In kzfs: Multi-Scale Motions Separation with Kolmogorov-Zurbenko Periodogram Signals

# -----------------------------------------------------------------------------------
#' @title		
#'	    Average Periodogram for Spatial Data in Given Directions 
#'
#' @description	
#'    Functions in this group are designed to check periodogram for data series 
#' in a given direction or a list of directions. 
#'
#'    \code{kzpdr} samples the data of wave field, and outputs the average
#' pattern of periodogram for series in a given direction. A collection of 
#' these pattern records will be sent to \code{kzpdr.eval} or \code{kzpdr.estimate} 
#' to estimate the wave frequencies and directions.   
#'
#' @rdname 	kzpdr
#' @param     ds 	Data array. Only 2 dimensional arrays are allowed for current version.
#' @param   plot	TRUE or FLASE. Flag for outputting designed periodogram plot or not.
#'                Defaults to FLASE. In \code{kzpdr}, the plot is the mean periodogram 
#'			for data series in a given direction. 
#' @param  angle	Vector or single numeric value in radians.
#' @param   pair	Logic. Defaults to TRUE, i.e., check the given directions and their
#'			orthogonal opposition at the same time.
#' @param 	...	Other arguments. 
#' \itemize{
#'  \item 	For function \code{kzpdr}, it could be the following arguments
#'		(right of equals signs are their default setting):
#'	\itemize{
#'	 \item  \code{w = 20 : } smoothing window size.

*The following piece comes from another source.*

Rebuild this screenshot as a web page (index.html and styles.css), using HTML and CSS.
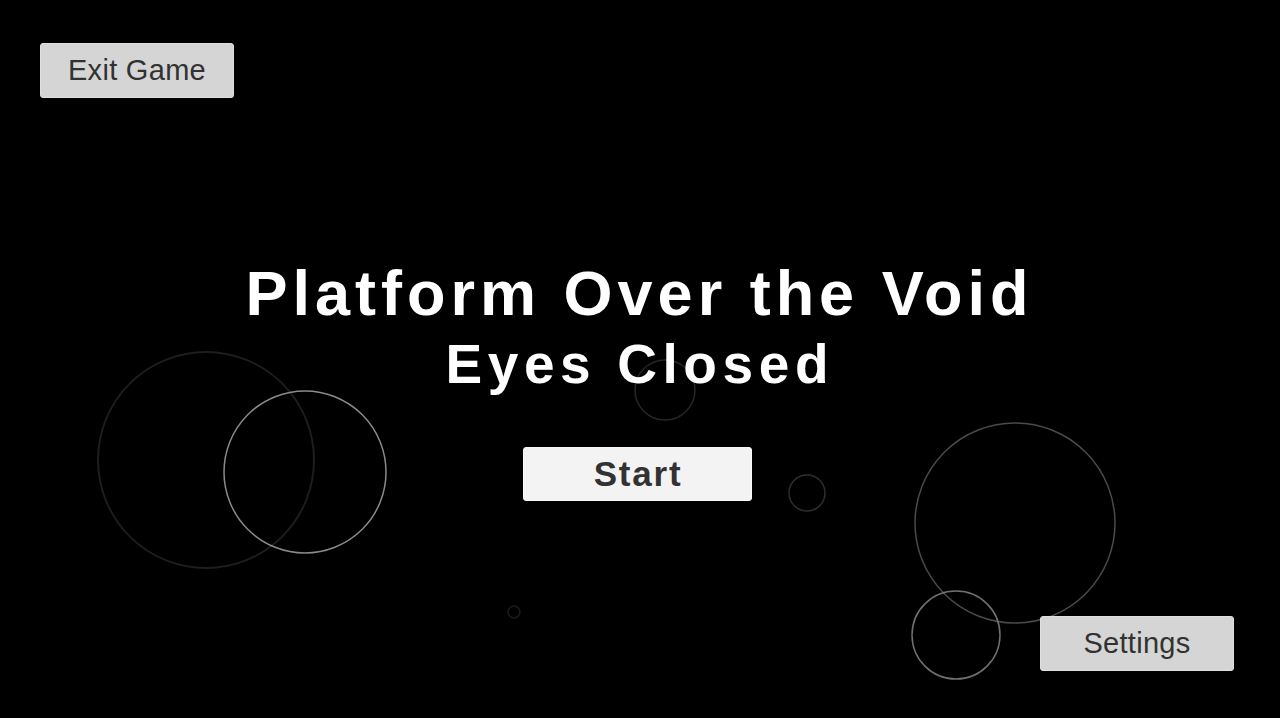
FILE: index.html
```html
<!DOCTYPE html>
<html lang="en">
<head>
<meta charset="utf-8">
<title>Platform Over the Void</title>
<link rel="stylesheet" href="styles.css">
</head>
<body>
<main class="screen">
  <svg class="backdrop" width="1280" height="718" viewBox="0 0 1280 718" aria-hidden="true">
    <circle cx="206" cy="460" r="108" stroke="#1d1d1d" stroke-width="2"/>
    <circle cx="305" cy="472" r="81" stroke="#8a8a8a" stroke-width="1.5"/>
    <circle cx="665" cy="390" r="30" stroke="#262626" stroke-width="1.5"/>
    <circle cx="807" cy="493" r="18" stroke="#2e2e2e" stroke-width="1.5"/>
    <circle cx="1015" cy="523" r="100" stroke="#4a4a4a" stroke-width="1.5"/>
    <circle cx="956" cy="635" r="44" stroke="#707070" stroke-width="1.5"/>
    <circle cx="514" cy="612" r="6" stroke="#1c1c1c" stroke-width="1.5"/>
  </svg>

  <div class="top-bar">
    <button class="btn btn-muted" type="button">Exit Game</button>
  </div>

  <section class="menu">
    <h1 class="title">Platform Over the Void</h1>
    <h2 class="subtitle">Eyes Closed</h2>
    <button class="btn btn-start" type="button">Start</button>
  </section>

  <div class="bottom-bar">
    <button class="btn btn-muted" type="button">Settings</button>
  </div>
</main>
</body>
</html>
```

FILE: styles.css
```css
* {
  box-sizing: border-box;
}

html,
body {
  margin: 0;
  padding: 0;
  background: #000;
}

body {
  font-family: "Liberation Sans", Arial, sans-serif;
  overflow: hidden;
}

.screen {
  position: relative;
  width: 1280px;
  height: 718px;
  display: grid;
  grid-template-rows: auto 1fr auto;
  padding: 43px 46px 47px 40px;
  background: #000;
}

/* decorative rings drawn behind the menu */
.backdrop {
  position: absolute;
  left: 0;
  top: 0;
  fill: none;
  z-index: 0;
}

.top-bar,
.menu,
.bottom-bar {
  position: relative;
  z-index: 1;
}

.top-bar {
  display: flex;
  justify-content: flex-start;
}

.bottom-bar {
  display: flex;
  justify-content: flex-end;
}

.menu {
  display: flex;
  flex-direction: column;
  align-items: center;
  padding-top: 164px;
}

.title {
  margin: 0 -5px 0 0;
  font-size: 63px;
  line-height: 1;
  font-weight: 700;
  letter-spacing: 5px;
  color: #fff;
}

.subtitle {
  margin: 12px -5.6px 0 0;
  font-size: 55px;
  line-height: 1;
  font-weight: 700;
  letter-spacing: 5.6px;
  color: #fff;
}

.btn {
  display: flex;
  align-items: center;
  justify-content: center;
  height: 55px;
  padding: 0;
  border: 1px solid #e0e0e0;
  border-radius: 3px;
  font-family: "Liberation Sans", Arial, sans-serif;
  color: #323232;
  cursor: pointer;
}

.btn-muted {
  width: 194px;
  background: #d5d5d5;
  font-size: 29px;
  letter-spacing: 0.3px;
}

.btn-start {
  width: 229px;
  height: 54px;
  margin-top: 55px;
  padding-left: 2px;
  background: #f3f3f3;
  border-color: #fafafa;
  font-size: 35px;
  font-weight: 700;
  letter-spacing: 1.8px;
}
```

#'	 \item  \code{dpct = 0.01 : } a percentage of total variation of periodogram;
#'		  smoothing window is extended until variation within the window 
#'		  reaches this number. See DZ method in \code{kzft::kzp} for details.
#'	 \item  \code{rg = c(0,0.5) : } the frequency range for the periodogram.

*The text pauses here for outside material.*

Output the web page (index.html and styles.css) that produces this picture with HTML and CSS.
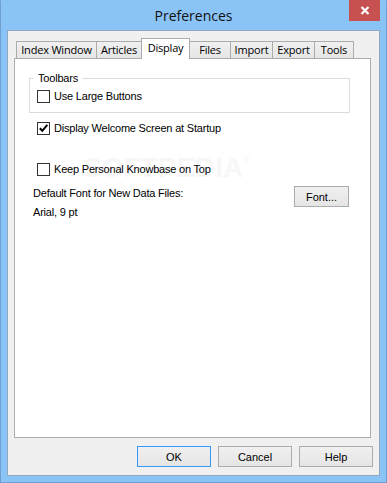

#'	 \item  \code{raw = FALSE : } if use the raw periodogram directly. 
#'	 \item  \code{log = FALSE : } if use log scale for periodogram.

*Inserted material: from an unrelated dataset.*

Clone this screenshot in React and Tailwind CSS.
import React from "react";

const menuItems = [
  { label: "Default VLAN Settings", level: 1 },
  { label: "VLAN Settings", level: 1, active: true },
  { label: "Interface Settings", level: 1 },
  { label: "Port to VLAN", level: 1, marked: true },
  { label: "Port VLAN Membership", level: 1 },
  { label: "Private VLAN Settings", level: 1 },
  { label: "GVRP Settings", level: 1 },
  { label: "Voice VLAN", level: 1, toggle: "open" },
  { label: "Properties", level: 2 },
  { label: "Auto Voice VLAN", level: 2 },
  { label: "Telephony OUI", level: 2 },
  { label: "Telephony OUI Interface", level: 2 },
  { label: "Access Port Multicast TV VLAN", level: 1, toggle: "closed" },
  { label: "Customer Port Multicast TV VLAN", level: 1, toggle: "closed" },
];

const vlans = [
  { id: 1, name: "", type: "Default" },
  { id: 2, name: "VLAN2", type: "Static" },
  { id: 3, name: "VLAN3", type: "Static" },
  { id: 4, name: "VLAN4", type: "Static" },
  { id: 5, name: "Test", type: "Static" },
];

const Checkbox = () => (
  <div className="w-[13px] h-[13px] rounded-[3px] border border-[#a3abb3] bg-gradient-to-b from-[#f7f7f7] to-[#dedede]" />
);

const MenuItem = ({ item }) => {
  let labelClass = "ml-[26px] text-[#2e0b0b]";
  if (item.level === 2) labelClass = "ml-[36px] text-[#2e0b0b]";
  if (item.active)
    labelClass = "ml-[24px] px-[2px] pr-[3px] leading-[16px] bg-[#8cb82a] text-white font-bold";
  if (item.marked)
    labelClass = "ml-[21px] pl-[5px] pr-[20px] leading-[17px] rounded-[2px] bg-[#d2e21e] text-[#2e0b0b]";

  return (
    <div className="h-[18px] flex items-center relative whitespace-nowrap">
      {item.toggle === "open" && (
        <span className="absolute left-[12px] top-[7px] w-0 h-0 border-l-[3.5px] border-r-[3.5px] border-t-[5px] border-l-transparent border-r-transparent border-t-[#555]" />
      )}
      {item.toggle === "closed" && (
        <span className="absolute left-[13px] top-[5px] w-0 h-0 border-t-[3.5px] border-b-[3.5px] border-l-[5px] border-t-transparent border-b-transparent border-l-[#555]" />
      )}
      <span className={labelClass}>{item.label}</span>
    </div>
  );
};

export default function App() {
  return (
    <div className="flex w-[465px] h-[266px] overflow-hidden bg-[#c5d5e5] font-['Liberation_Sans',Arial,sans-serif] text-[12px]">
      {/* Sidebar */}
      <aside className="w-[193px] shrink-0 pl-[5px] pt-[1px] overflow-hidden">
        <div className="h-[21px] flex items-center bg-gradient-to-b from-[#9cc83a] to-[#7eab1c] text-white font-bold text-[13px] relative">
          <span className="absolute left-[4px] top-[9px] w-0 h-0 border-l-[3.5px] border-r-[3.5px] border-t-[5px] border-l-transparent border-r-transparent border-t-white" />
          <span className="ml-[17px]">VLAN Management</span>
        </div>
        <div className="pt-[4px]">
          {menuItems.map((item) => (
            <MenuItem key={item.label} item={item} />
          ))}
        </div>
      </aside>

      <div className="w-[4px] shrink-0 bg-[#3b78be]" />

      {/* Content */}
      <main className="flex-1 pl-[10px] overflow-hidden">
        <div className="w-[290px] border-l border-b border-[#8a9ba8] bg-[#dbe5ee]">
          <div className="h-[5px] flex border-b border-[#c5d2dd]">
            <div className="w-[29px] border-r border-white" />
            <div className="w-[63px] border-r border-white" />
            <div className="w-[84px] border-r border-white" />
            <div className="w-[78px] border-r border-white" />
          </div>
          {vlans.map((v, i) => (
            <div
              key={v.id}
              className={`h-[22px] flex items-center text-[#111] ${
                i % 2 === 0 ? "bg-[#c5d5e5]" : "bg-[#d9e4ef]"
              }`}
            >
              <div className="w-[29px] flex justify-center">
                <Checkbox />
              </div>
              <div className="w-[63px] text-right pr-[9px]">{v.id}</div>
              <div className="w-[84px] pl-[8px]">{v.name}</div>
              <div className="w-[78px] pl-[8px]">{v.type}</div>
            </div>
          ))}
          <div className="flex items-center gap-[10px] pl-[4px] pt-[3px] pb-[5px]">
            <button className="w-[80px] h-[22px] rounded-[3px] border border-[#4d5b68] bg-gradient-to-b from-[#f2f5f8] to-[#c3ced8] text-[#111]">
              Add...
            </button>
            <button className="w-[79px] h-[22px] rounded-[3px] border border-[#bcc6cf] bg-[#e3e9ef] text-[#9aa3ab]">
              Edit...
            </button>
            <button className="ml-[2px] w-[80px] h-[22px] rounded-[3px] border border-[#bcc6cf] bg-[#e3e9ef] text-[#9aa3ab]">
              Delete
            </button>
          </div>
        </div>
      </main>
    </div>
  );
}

#'	 \item  \code{frun = FALSE :} if force to run the sampling on given directions.
#'		  Defaults to check records and not sample on duplicate directions
#'	 \item  \code{min.ln = 0.6 :} the minimum ratio of sampling data length vs. 
#'		  original data length to product a periodogram for a direction.
#'	}	
#'
#'  \item	In \code{kzpdr.3d} function, it could be arguments of 
#'		the perspective plot, like \code{theta}, \code{phi}, etc.,
#'		please refer function \code{graphics::persp} for more 
#'		information.
#'
#'  \item	For \code{kzpdr.valid}, \code{level} control the cross-validation
#'		process: integer number \code{k} means to run cross-validation
#'		by excluding \code{k} pairs of directional samples each time. 
#'		Default value is 1.
#' }
#'
#' @details		
#'		    \code{kzpdr} is used to sample the spatial data and generates 
#'		periodograms in orthogonal direction pairs; the frequencies of spikes 
#'		for each directional periodogram are identified and recorded as the 
#'		function output. The spike pattern of average periodograms for spatial
#'		directions can help to identify wave frequencies and directions.
#'
#'		    Function \code{kzpdr.3d} will provide 3D perspective plot as the   
#'		global view for periodograms of data series in a given direction.
#'
#' @return	    
#'		    The returned data list of function \code{kzpdr} includes the 
#'		data frame for frequencies of spikes on mean periodograms of each
#'		checked direction. It also includes a vector recording the md5sum
#'		value of the spatial wave data array for internal control.
#'
#'		    Function \code{kzpdr} will output the periodogram plots when 
#'		option \code{plot} is set as TRUE. The frequencies of marked spikes 
#'		will also be print out for each sampling direction.
#'			
#'		    \code{kzpdr.3d} returns back the data frame for re-gridded mean 
#' 		periodogram for data series in given direction, as showed in the 
#'		perspective plot.
#'
#' @keywords 	directional-periodogram
#' @concept 	directional periodogram
#' @export
#' @seealso		\code{\link{kzp2}}, \code{\link{kzpdr.tol}}, \code{\link{kzpdr.eval}}
#'   			\code{\link{kzpdr.valid}}, \code{\link{kzpdr.spikes}}
#' @examples
#'	dx <- 300			 
#'	dy <- 300			 
#'
#'	b <- expand.grid(x=1:dx, y=1:dy)
#'	q1 <- pi/3; f1 <- 0.2;
#'	b$v1 <- sin(f1*2*pi*(b$x*cos(q1)+b$y*sin(q1))+100*runif(1))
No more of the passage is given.